3 > vi /etc/sysctl.d/haproxy-tuning.conf

4 net.ipv4.tcp_tw_reuse=1

5 net.ipv4.netfilter.ip_conntrack_tcp_timeout_time_wait=1

ulimit -n 999999

On a stock linux configuration, the maximum number of open files allowed per process is set very low (1024). Since sockets are considered files on a linux system, this limits the number of concurrent connections as well. Remember, each connection through your load balancer requires TWO sockets, one for the inbound connection from the client and another for the outbound connection to the backend, so out the gate you’re limited to, at most, 512 concurrent connections. Luckily, it’s an easy setting to change.

1 > vi /etc/security/limits.conf

2 * soft nofile 999999

3 * hard nofile 999999

4 > ulimit -n 999999

Note: You may have to restart HAProxy for this setting to take effect.

Issues at scale

Debugging load balancer issues can be frustrating, especially if you’re dealing with high load.

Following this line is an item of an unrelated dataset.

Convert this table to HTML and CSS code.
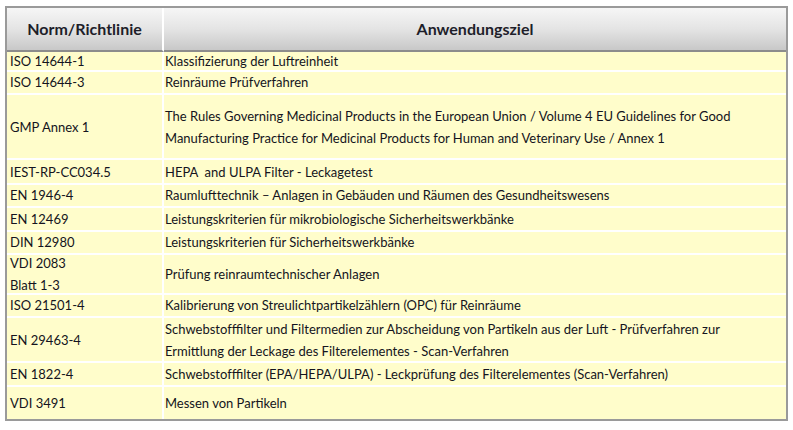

Here are some issues to look for if you’re dealing with a slow or unresponsive load balancer.

Saturating the network

This seems like a no-brainer, but it’s happened to me before. I remember spending over an hour trying to figure out why one of our Twitpic load balancers was running like molasses and consistantly dropping connections. It ended up being that the network card was configurated at 100mbps and we were trying to push 150mbps through it. It’s easy to check, though. Using vnstat you can see the current bandwidth going through your network card. Remember to check your public AND private networks, since your load balancer will most likely be using both.

1 > vnstat -i eth1 -l

Running out of memory

Although unlikely with HAProxy, since the memory footprint is so low, it can happen if you have a high volume of incoming connections and slow/overwhelmed backends. Use free to check.

Lots of connections in TIME_WAIT

Like I talked about above, having lots of connections in the TIME_WAIT state can overwhelm your server. You can use the configuration options above to mitigate the issue—running netstat -n | grep TIME_WAIT | wc -l allows you to see the number of sockets sitting in TIME_WAIT.